Copy the material that follows word for word and omit its pictures.

■ ■ ■ ■

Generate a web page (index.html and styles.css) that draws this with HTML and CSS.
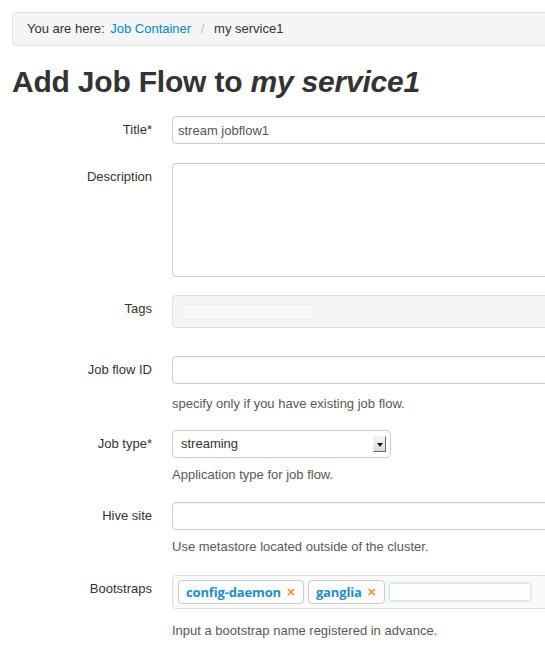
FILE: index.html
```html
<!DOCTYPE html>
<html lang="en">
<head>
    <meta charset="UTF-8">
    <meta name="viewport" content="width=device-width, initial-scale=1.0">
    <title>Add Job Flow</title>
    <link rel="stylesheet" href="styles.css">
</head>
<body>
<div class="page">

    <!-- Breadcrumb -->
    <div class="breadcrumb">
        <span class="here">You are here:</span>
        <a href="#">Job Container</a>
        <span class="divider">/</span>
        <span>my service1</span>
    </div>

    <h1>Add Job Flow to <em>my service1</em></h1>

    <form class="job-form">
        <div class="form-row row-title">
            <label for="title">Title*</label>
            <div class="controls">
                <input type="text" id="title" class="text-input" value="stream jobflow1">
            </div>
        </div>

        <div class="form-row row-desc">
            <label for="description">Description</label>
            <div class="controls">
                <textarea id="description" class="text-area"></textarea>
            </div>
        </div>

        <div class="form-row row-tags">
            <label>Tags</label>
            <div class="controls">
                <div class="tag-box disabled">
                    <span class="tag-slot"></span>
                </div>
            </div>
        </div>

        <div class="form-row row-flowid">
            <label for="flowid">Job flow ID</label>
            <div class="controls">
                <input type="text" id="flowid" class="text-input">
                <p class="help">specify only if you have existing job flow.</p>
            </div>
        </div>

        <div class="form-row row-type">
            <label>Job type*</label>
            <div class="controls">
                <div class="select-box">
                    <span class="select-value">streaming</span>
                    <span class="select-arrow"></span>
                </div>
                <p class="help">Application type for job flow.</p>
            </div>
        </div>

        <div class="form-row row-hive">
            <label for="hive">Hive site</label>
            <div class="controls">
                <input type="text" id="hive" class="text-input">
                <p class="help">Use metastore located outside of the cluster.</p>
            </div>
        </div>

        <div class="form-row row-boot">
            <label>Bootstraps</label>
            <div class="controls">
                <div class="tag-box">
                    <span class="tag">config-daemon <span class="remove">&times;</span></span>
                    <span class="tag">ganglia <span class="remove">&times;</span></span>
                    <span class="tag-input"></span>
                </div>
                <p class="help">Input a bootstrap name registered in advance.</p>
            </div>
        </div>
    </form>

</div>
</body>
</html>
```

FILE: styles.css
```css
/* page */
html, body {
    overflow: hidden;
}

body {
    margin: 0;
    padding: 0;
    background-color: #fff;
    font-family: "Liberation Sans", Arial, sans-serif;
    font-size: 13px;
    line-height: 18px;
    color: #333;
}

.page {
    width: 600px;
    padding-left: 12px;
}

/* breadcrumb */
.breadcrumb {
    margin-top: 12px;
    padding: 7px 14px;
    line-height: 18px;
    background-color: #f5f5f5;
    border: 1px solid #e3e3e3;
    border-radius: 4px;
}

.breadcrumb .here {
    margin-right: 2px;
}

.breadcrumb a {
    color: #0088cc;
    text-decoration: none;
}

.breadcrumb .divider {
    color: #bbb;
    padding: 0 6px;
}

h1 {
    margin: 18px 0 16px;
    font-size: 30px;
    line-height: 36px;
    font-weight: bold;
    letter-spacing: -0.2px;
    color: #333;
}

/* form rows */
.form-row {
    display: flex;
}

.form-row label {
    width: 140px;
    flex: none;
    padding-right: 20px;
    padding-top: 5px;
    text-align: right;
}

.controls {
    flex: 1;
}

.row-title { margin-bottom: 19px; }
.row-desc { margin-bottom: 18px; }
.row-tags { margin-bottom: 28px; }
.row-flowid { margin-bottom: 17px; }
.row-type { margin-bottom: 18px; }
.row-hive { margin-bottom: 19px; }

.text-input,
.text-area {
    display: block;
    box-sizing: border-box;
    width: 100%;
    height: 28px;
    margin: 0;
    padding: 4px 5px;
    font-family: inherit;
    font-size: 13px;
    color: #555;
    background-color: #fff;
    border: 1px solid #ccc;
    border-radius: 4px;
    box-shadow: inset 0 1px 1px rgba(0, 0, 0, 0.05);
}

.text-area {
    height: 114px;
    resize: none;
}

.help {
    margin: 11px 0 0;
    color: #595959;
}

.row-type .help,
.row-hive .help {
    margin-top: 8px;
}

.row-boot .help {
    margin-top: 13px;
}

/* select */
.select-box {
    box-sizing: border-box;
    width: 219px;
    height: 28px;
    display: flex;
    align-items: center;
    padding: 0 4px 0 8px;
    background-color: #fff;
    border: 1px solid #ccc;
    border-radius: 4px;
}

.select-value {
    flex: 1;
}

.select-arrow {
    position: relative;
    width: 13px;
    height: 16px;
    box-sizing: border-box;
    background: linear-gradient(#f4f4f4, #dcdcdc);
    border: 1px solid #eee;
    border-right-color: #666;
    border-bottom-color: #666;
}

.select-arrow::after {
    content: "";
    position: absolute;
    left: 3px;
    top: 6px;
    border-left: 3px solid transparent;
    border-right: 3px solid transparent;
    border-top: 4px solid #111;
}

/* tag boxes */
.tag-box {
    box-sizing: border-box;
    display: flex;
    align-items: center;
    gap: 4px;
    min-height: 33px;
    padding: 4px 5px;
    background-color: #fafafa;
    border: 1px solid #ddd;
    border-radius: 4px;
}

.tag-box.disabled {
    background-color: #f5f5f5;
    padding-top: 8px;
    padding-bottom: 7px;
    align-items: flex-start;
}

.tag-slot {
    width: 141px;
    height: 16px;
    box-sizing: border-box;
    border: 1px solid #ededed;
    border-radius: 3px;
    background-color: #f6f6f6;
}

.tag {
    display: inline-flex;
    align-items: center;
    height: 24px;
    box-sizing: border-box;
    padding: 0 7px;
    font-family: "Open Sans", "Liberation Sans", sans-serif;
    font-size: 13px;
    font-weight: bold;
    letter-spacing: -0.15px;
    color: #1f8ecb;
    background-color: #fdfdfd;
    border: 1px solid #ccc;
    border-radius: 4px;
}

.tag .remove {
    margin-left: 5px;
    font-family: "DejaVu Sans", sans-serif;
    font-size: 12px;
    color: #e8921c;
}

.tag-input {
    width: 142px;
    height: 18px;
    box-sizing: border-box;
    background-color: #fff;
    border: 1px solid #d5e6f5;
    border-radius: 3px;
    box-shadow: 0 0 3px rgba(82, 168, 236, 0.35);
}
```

■ ■ ■ ■

* **Task result**
Generate a web page (index.html and styles.css) that draws this with HTML and CSS.
FILE: index.html
```html
<!DOCTYPE html>
<html lang="en">
<head>
    <meta charset="UTF-8">
    <meta name="viewport" content="width=device-width, initial-scale=1.0">
    <title>Add Job Flow</title>
    <link rel="stylesheet" href="styles.css">
</head>
<body>
<div class="page">

    <!-- Breadcrumb -->
    <div class="breadcrumb">
        <span class="here">You are here:</span>
        <a href="#">Job Container</a>
        <span class="divider">/</span>
        <span>my service1</span>
    </div>

    <h1>Add Job Flow to <em>my service1</em></h1>

    <form class="job-form">
        <div class="form-row row-title">
            <label for="title">Title*</label>
            <div class="controls">
                <input type="text" id="title" class="text-input" value="stream jobflow1">
            </div>
        </div>

        <div class="form-row row-desc">
            <label for="description">Description</label>
            <div class="controls">
                <textarea id="description" class="text-area"></textarea>
            </div>
        </div>

        <div class="form-row row-tags">
            <label>Tags</label>
            <div class="controls">
                <div class="tag-box disabled">
                    <span class="tag-slot"></span>
                </div>
            </div>
        </div>

        <div class="form-row row-flowid">
            <label for="flowid">Job flow ID</label>
            <div class="controls">
                <input type="text" id="flowid" class="text-input">
                <p class="help">specify only if you have existing job flow.</p>
            </div>
        </div>

        <div class="form-row row-type">
            <label>Job type*</label>
            <div class="controls">
                <div class="select-box">
                    <span class="select-value">streaming</span>
                    <span class="select-arrow"></span>
                </div>
                <p class="help">Application type for job flow.</p>
            </div>
        </div>

        <div class="form-row row-hive">
            <label for="hive">Hive site</label>
            <div class="controls">
                <input type="text" id="hive" class="text-input">
                <p class="help">Use metastore located outside of the cluster.</p>
            </div>
        </div>

        <div class="form-row row-boot">
            <label>Bootstraps</label>
            <div class="controls">
                <div class="tag-box">
                    <span class="tag">config-daemon <span class="remove">&times;</span></span>
                    <span class="tag">ganglia <span class="remove">&times;</span></span>
                    <span class="tag-input"></span>
                </div>
                <p class="help">Input a bootstrap name registered in advance.</p>
            </div>
        </div>
    </form>

</div>
</body>
</html>
```

FILE: styles.css
```css
/* page */
html, body {
    overflow: hidden;
}

body {
    margin: 0;
    padding: 0;
    background-color: #fff;
    font-family: "Liberation Sans", Arial, sans-serif;
    font-size: 13px;
    line-height: 18px;
    color: #333;
}

.page {
    width: 600px;
    padding-left: 12px;
}

/* breadcrumb */
.breadcrumb {
    margin-top: 12px;
    padding: 7px 14px;
    line-height: 18px;
    background-color: #f5f5f5;
    border: 1px solid #e3e3e3;
    border-radius: 4px;
}

.breadcrumb .here {
    margin-right: 2px;
}

.breadcrumb a {
    color: #0088cc;
    text-decoration: none;
}

.breadcrumb .divider {
    color: #bbb;
    padding: 0 6px;
}

h1 {
    margin: 18px 0 16px;
    font-size: 30px;
    line-height: 36px;
    font-weight: bold;
    letter-spacing: -0.2px;
    color: #333;
}

/* form rows */
.form-row {
    display: flex;
}

.form-row label {
    width: 140px;
    flex: none;
    padding-right: 20px;
    padding-top: 5px;
    text-align: right;
}

.controls {
    flex: 1;
}

.row-title { margin-bottom: 19px; }
.row-desc { margin-bottom: 18px; }
.row-tags { margin-bottom: 28px; }
.row-flowid { margin-bottom: 17px; }
.row-type { margin-bottom: 18px; }
.row-hive { margin-bottom: 19px; }

.text-input,
.text-area {
    display: block;
    box-sizing: border-box;
    width: 100%;
    height: 28px;
    margin: 0;
    padding: 4px 5px;
    font-family: inherit;
    font-size: 13px;
    color: #555;
    background-color: #fff;
    border: 1px solid #ccc;
    border-radius: 4px;
    box-shadow: inset 0 1px 1px rgba(0, 0, 0, 0.05);
}

.text-area {
    height: 114px;
    resize: none;
}

.help {
    margin: 11px 0 0;
    color: #595959;
}

.row-type .help,
.row-hive .help {
    margin-top: 8px;
}

.row-boot .help {
    margin-top: 13px;
}

/* select */
.select-box {
    box-sizing: border-box;
    width: 219px;
    height: 28px;
    display: flex;
    align-items: center;
    padding: 0 4px 0 8px;
    background-color: #fff;
    border: 1px solid #ccc;
    border-radius: 4px;
}

.select-value {
    flex: 1;
}

.select-arrow {
    position: relative;
    width: 13px;
    height: 16px;
    box-sizing: border-box;
    background: linear-gradient(#f4f4f4, #dcdcdc);
    border: 1px solid #eee;
    border-right-color: #666;
    border-bottom-color: #666;
}

.select-arrow::after {
    content: "";
    position: absolute;
    left: 3px;
    top: 6px;
    border-left: 3px solid transparent;
    border-right: 3px solid transparent;
    border-top: 4px solid #111;
}

/* tag boxes */
.tag-box {
    box-sizing: border-box;
    display: flex;
    align-items: center;
    gap: 4px;
    min-height: 33px;
    padding: 4px 5px;
    background-color: #fafafa;
    border: 1px solid #ddd;
    border-radius: 4px;
}

.tag-box.disabled {
    background-color: #f5f5f5;
    padding-top: 8px;
    padding-bottom: 7px;
    align-items: flex-start;
}

.tag-slot {
    width: 141px;
    height: 16px;
    box-sizing: border-box;
    border: 1px solid #ededed;
    border-radius: 3px;
    background-color: #f6f6f6;
}

.tag {
    display: inline-flex;
    align-items: center;
    height: 24px;
    box-sizing: border-box;
    padding: 0 7px;
    font-family: "Open Sans", "Liberation Sans", sans-serif;
    font-size: 13px;
    font-weight: bold;
    letter-spacing: -0.15px;
    color: #1f8ecb;
    background-color: #fdfdfd;
    border: 1px solid #ccc;
    border-radius: 4px;
}

.tag .remove {
    margin-left: 5px;
    font-family: "DejaVu Sans", sans-serif;
    font-size: 12px;
    color: #e8921c;
}

.tag-input {
    width: 142px;
    height: 18px;
    box-sizing: border-box;
    background-color: #fff;
    border: 1px solid #d5e6f5;
    border-radius: 3px;
    box-shadow: 0 0 3px rgba(82, 168, 236, 0.35);
}
```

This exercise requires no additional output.